Angela Miller, a Eugene resident, marched through the streets with her 6-year-old daughter, Banjo, on her shoulders as it started to rain.
“I have three girls, and I just think it’s good for them to know that not everyone has had this freedom, but also that we don’t have a lot of freedoms right now. It could be worse, but it also could be better,” Miller said.
Miller said marching made her feel like she was a part of something.
The third-annual womxn’s march, spelled with an ‘x’ to represent intersectionality, the interconnectedness of race, class and gender as it relates to feminism, made its way through downtown Eugene on the morning of Saturday, Jan. 19.
The national women’s march started in 2017 on the eve of President Donald Trump’s inauguration as a protest against Trump’s history of misogynistic comments and actions.
This year’s march marked the lowest attendance of Eugene’s march in its three-year history. Eugene Police estimated a total of 2,000 marchers — much lower than the estimated 10,000 marchers in 2017.
The National Organization for Women’s Willamette Valley chapter organized the march with help from the Democratic Party of Lane County.
President of NOW’s Willamette Valley chapter, Monica Olsen, said her team had five weeks to plan the march and that the time constraint affected their ability to promote the event.
She also said the spelling change from ‘women’ to ‘womxn’ may have made it harder for people to hear about the march through Facebook.
Olsen said she wanted to create an environment for all women and female-identifying people to feel welcome and represented.
“Feminism can’t be feminism without intersectionality,” Olsen said. “There are certain issues that don’t extend to the white feminist. They can go around with their white privilege in society and not be targeted just because of their skin color.”

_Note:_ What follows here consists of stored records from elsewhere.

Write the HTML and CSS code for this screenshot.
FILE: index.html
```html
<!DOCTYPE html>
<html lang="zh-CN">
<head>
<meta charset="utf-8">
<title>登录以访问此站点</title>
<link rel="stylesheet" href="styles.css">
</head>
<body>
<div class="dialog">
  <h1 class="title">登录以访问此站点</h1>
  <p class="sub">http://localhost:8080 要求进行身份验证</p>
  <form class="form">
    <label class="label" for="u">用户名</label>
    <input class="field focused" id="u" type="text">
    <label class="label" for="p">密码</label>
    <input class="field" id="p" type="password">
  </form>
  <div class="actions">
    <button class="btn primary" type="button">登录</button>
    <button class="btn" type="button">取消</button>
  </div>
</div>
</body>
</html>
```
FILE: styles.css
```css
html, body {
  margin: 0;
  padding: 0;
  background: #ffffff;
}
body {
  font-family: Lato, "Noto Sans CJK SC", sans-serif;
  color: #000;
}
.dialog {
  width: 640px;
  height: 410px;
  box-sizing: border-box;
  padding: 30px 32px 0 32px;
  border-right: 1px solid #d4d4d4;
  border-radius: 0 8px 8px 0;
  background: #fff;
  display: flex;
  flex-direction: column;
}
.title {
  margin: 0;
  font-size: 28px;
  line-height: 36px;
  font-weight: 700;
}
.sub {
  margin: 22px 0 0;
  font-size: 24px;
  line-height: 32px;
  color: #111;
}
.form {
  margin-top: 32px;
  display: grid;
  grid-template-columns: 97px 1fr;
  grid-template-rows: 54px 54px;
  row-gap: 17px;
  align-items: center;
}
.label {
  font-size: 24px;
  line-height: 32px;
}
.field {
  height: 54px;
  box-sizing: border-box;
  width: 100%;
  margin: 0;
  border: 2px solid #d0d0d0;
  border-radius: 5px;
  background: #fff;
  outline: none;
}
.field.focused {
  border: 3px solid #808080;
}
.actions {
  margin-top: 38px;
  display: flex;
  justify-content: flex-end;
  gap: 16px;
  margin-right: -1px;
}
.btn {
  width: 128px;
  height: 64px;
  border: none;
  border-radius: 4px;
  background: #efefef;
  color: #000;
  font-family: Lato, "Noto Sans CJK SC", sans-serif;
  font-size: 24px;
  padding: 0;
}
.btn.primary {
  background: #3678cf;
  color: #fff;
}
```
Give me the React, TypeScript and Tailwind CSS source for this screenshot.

At 10 a.m., an hour-long rally began at the Wayne L. Morse federal courthouse before the march commenced with performances from Soromundi — Eugene’s Lesbian Choir, the protest-dance group Rise Dance Resist and the Raging Grannies, a protest group comprised of older women in the community.
Linda Ague, member of the Raging Grannies, said, “We’re concerned about the generation of our kids and grandkids. We don’t want them to think we didn't notice and did nothing and left them a mess.”
Olsen made remarks to the audience about the event and how the message of intersectionality is an important one.
“Oppression and social injustice cast a wide net. It is insidious and ugly and far reaching,” Olsen said. “It demands we cast an even wider net to counter and resist it’s dangerous and destructive reach.”
Eugene’s mayor, Lucy Vinis, read a statement from Congressman Peter DeFazio who was not at the event. DeFazio donated the sound system for the march so people throughout Eugene could “hear what democracy sounds like.”
Olsen said she wanted to include the voices of local women who were elected into office during the national “women’s wave.” Julie Fahey, Oregon State Representative, and Heather Buch, Lane County Commissioner, spoke at the rally.
“To me, this march isn’t just about resisting Donald Trump, it’s about building a movement where the voices of women and the minority community lead the way in this country,” Fahey said.
Senator Ron Wyden was present at the march but did not speak at the rally.
“I’m just here to make sure people know that I’m with them,” Wyden said in an interview with the Emerald.
The rally ended with a speech from Tasha Briquet, who worked in Portland to help re elect Governor Kate Brown, who spoke about the importance of intersectional feminism and representing all women in these marches.
The marchers were equipped with signs that read messages including, “Until they get it right, we march,” “We march for womxn,” “Women’s rights are human rights,” and “Empower the women around you.”
The march made its way through the streets of downtown Eugene and ended outside Whirled Pies at the corner of West 8th Avenue and Charnelton Street.
Samba Ja, a Brazilian percussion ensemble, played music at the end of the march. Attendees began to dance around the band and wave their signs in the air.
Sisters Sarah and Katie Diess, aged 14 and 19 respectively, said they came to the march with their friend Alyssa Malaw, 19, to inspire young women to use their voices and speak up.
“Women still aren’t being treated equally, economically or socially. Especially with Trump in office,” Sarah said. “We think now is the best time to stand up, speak our minds and show all the little girls out there they can be what they want to be and they can reach all their goals.”
Jenna Peden-Higgines, a Eugene resident, held a sign that read, “Girls just want to have fundamental rights.”
“It’s a play on the song, and it’s a big thing in politics today where women aren’t getting the representation they need and their bodies are restricted by the government,” Peden-Higgines said. “I’m here to show that we need to be able to have our own choices and we need to march for what we believe in.”
Olsen said that even when Trump leaves office, there will still be more work for women activists.
“We’re trying to set the tone that these women’s marches don’t always have to be about running around wearing a bunch of pink and it being all about anti-Trump,” Olsen said. “Once Trump’s gone the work is still going to be there.”